Required work: Work through the entries below and report how many lines include "styles". The number alone is the answer.

Dataset rows:
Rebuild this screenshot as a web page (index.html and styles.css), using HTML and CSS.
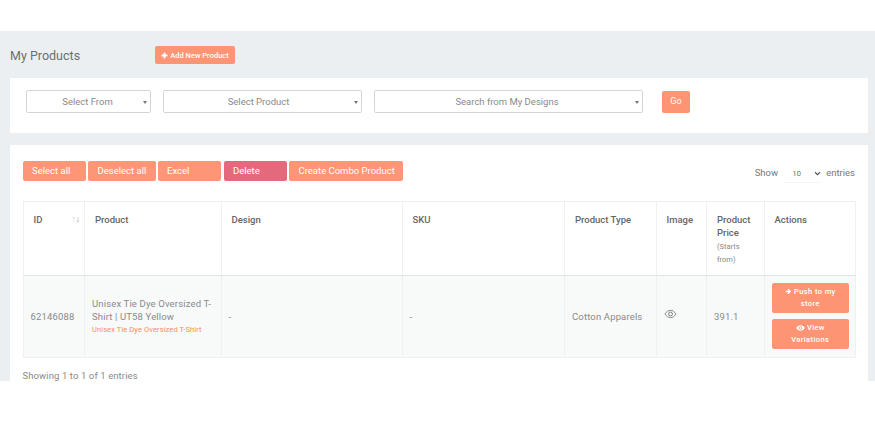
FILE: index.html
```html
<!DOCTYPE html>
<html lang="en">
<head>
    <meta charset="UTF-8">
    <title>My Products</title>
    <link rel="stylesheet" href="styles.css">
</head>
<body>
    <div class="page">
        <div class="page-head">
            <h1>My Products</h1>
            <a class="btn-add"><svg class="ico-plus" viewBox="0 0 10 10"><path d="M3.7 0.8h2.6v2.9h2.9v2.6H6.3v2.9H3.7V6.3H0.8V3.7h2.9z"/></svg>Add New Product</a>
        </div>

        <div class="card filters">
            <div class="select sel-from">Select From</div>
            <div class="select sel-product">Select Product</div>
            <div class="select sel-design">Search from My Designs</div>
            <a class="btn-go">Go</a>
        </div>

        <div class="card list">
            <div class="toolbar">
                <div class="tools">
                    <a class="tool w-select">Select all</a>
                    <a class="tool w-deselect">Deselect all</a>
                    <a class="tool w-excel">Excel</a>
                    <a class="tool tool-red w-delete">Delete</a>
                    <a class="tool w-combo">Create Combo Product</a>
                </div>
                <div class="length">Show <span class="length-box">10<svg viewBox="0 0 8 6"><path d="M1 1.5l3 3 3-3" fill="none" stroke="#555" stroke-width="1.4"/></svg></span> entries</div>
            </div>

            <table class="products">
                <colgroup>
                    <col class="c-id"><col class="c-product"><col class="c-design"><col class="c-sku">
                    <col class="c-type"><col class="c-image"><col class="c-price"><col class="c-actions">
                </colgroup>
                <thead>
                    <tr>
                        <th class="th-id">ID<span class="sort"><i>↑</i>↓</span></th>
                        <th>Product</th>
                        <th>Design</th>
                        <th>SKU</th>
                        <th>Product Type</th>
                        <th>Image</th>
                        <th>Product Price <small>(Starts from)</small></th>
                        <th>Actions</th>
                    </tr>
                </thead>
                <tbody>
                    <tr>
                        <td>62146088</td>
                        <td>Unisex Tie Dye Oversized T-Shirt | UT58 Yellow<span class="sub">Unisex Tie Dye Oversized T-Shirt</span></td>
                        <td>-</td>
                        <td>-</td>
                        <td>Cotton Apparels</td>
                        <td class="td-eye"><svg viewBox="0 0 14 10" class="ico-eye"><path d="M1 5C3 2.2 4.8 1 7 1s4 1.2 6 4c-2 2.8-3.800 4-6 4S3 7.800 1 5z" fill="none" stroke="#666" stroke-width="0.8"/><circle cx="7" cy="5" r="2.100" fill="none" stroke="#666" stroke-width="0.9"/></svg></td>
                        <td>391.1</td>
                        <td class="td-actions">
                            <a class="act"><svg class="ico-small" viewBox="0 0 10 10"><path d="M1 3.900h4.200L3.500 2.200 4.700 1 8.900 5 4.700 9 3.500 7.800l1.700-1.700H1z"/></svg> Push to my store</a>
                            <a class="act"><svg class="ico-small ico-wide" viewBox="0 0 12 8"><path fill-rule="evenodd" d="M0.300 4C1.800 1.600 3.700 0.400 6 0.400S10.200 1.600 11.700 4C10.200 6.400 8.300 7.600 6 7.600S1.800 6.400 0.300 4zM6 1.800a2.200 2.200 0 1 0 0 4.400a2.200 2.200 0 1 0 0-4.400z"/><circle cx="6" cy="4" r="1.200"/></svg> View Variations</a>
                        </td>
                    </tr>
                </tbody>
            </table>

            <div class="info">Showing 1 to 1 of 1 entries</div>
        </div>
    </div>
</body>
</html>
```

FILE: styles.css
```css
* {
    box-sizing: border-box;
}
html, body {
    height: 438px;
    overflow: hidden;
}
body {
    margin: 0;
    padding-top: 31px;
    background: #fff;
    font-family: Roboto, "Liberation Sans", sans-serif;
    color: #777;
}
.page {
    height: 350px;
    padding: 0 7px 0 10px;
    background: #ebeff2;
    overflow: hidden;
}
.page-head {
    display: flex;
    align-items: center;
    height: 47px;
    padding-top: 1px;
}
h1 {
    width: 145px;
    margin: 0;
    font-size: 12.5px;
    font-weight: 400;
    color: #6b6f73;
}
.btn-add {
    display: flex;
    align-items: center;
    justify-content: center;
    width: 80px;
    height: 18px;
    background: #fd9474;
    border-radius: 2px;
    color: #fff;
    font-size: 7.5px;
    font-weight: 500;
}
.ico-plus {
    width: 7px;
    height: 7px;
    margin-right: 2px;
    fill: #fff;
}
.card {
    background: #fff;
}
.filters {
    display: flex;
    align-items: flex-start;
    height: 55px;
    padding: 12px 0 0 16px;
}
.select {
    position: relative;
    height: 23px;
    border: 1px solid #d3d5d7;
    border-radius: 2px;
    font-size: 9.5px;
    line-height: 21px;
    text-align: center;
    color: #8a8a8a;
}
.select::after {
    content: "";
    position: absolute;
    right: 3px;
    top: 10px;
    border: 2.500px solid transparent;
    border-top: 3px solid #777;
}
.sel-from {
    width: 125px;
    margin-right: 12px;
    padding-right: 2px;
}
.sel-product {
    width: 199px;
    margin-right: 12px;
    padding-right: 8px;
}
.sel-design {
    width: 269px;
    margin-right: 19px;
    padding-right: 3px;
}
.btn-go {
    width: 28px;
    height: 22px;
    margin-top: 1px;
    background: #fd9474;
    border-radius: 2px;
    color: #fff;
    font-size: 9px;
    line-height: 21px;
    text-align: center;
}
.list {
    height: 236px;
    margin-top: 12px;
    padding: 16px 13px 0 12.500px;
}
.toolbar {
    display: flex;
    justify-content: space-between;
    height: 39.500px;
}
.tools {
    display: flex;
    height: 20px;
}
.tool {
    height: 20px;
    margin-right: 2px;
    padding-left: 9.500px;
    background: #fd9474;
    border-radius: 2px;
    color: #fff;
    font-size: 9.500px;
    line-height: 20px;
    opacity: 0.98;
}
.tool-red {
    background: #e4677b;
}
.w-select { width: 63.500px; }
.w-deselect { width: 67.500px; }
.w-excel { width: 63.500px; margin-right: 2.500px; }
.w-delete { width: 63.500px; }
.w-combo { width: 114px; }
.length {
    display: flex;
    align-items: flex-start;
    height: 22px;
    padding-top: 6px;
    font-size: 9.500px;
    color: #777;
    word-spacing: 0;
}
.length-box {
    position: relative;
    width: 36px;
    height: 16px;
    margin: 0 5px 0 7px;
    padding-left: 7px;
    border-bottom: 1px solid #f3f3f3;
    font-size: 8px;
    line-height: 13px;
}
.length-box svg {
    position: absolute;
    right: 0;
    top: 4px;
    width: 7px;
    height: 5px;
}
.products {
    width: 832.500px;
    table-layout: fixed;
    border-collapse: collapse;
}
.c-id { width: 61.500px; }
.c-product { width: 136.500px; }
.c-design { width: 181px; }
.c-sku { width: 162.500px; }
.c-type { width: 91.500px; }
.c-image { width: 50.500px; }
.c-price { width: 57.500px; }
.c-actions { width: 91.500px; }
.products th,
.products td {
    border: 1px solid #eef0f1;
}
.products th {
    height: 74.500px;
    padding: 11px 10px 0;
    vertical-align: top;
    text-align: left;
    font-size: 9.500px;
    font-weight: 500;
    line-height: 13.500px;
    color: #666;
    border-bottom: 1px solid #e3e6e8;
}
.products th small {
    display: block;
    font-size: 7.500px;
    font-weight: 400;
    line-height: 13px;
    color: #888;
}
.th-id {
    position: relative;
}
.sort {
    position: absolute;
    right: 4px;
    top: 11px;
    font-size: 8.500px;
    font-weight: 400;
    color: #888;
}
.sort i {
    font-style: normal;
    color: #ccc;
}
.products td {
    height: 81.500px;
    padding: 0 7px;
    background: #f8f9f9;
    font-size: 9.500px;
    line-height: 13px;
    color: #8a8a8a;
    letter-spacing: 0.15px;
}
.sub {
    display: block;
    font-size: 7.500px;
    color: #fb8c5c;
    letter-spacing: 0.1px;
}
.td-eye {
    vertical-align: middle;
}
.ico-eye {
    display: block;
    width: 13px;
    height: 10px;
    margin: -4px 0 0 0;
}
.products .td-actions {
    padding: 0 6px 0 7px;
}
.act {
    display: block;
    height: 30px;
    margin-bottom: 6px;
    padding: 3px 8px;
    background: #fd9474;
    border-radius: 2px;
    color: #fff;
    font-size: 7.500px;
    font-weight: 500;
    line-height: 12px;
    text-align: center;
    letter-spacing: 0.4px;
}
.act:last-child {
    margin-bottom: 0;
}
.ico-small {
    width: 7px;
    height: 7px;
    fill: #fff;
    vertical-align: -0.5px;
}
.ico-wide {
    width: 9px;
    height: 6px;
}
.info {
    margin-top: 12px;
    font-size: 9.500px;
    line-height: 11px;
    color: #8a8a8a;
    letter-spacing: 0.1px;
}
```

==

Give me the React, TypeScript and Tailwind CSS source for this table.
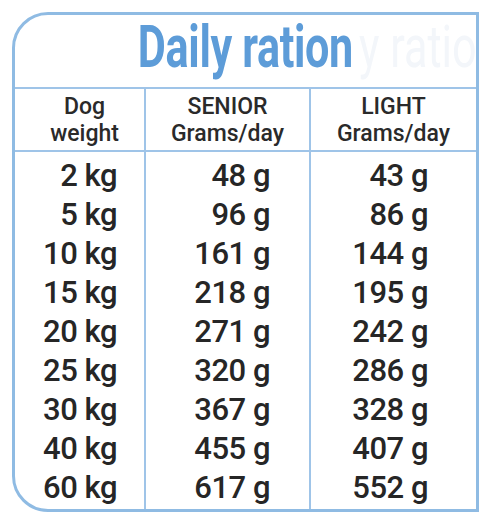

Response below: 3